The heaviest lake sturgeon confirmed speared in the Winnebago System was a 212.2-pound fish harvested by Ron Grishaber of Appleton on opening day of the 2010 season. That fish checked in at 84.2 inches long.

Eiden said he was thankful to share the experience with his father.

“I have a long list of incredible adventures with him, memories that will last a lifetime — and more often than not it ends with me getting to take the shot,” he said. “He’s a really incredible dad and something for me to aspire to as a young father.”

The Eidens were among thousands of spearers who have ventured onto Lake Winnebago and the Upriver Lakes in east-central Wisconsin this month for the annual sturgeon spearing season. The season continues through Feb. 24, or until harvest caps are met. Spearing hours are 7 a.m. to 1 p.m.

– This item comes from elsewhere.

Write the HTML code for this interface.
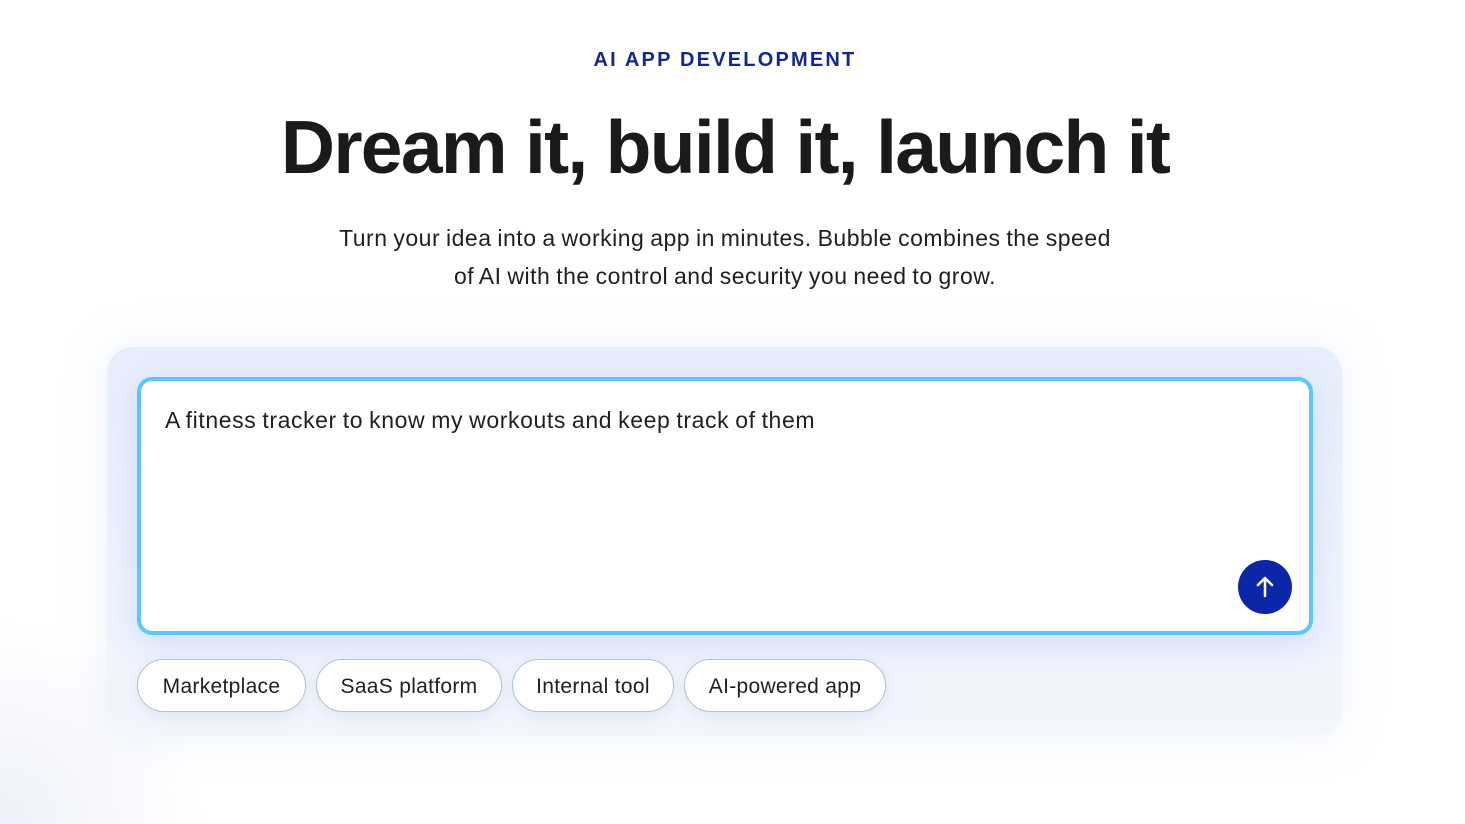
<!DOCTYPE html>
<html><head><meta charset="utf-8"><style>
*{margin:0;padding:0;box-sizing:border-box}
html,body{width:1465px;height:824px;overflow:hidden}
body{background:#fff;font-family:"Liberation Sans",sans-serif;position:relative;color:#1a1a1a}
.bg{position:absolute;left:0;top:600px;width:260px;height:224px;background:radial-gradient(circle at 0 100%,#eef1fb,rgba(255,255,255,0) 60%);}
.lbl{position:absolute;top:49px;left:0;width:1450px;text-align:center;font-size:20px;font-weight:bold;color:#12288f;letter-spacing:2.2px}
h1{position:absolute;top:104px;left:0;width:1450px;text-align:center;font-size:75px;font-weight:bold;letter-spacing:-1.7px;color:#1a1a1a}
.sub{position:absolute;top:219px;left:0;width:1450px;text-align:center;font-size:23px;line-height:38px;color:#1f1f1f;letter-spacing:0.5px;word-spacing:-1px}
.panel{position:absolute;left:107px;top:347px;width:1235px;height:389px;border-radius:26px;background:linear-gradient(180deg,#e7eefb,#f2f5fd);box-shadow:0 0 40px rgba(200,215,245,.35)}
.ta{position:absolute;left:137px;top:377px;width:1176px;height:258px;border:4.5px solid #5fc6fb;border-radius:15px;background:#fff;box-shadow:0 8px 30px rgba(170,195,240,.45)}
.ta p{position:absolute;left:24px;top:26px;font-size:23px;color:#1f1f1f;letter-spacing:0.6px;word-spacing:-1px}
.btn{position:absolute;left:1238px;top:560px;width:54px;height:54px;border-radius:50%;background:#0b27a8}
.chip{position:absolute;top:659px;height:53px;border:1px solid #b3c0da;border-radius:27px;background:#fff;font-size:21px;line-height:53px;text-align:center;color:#1f1f1f;letter-spacing:0.3px;box-shadow:0 4px 12px rgba(180,195,230,.3)}
</style></head><body>
<div class="bg"></div>
<div class="lbl">AI APP DEVELOPMENT</div>
<h1>Dream it, build it, launch it</h1>
<div class="sub">Turn your idea into a working app in minutes. Bubble combines the speed<br>of AI with the control and security you need to grow.</div>
<div class="panel"></div>
<div class="ta"><p>A fitness tracker to know my workouts and keep track of them</p></div>
<div class="btn"><svg width="54" height="54" viewBox="0 0 54 54"><path d="M27 36V18M20 25l7-7 7 7" stroke="#fff" stroke-width="2.5" fill="none" stroke-linecap="round" stroke-linejoin="round"/></svg></div>
<div class="chip" style="left:137px;width:169px">Marketplace</div>
<div class="chip" style="left:316px;width:186px">SaaS platform</div>
<div class="chip" style="left:512px;width:162px">Internal tool</div>
<div class="chip" style="left:684px;width:202px">AI-powered app</div>
</body></html>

A total of 12,890 licenses from 70 Wisconsin counties and 32 other states were sold this season. Of that figure, 12,411 licenses were for Lake Winnebago and 479 licenses were for the Upriver Lakes (Lakes Butte des Morts, Winneconne and Poygan).

The Winnebago System is home to one of the world’s largest self-sustaining populations of lake sturgeon, with an estimated 40,000-plus adult fish.

Lake sturgeon can grow to more than 200 pounds, making them the largest fish in the Great Lakes. They are considered living fossils since they have survived, virtually unchanged, for more than 100 million years.

“Although this fish (that Eiden speared) is no longer in the population, what she represented still persists,” Koenigs said. “This fish was an example of the big fish that call the Winnebago System home, but I assure you she was not alone. In fact, there have been fish longer than 83 inches harvested during each of the past three spearing seasons.

“It’s only a matter of time until another sturgeon is captured from this population and captivates the attention and dreams of thousands of spearers and sturgeon enthusiasts.”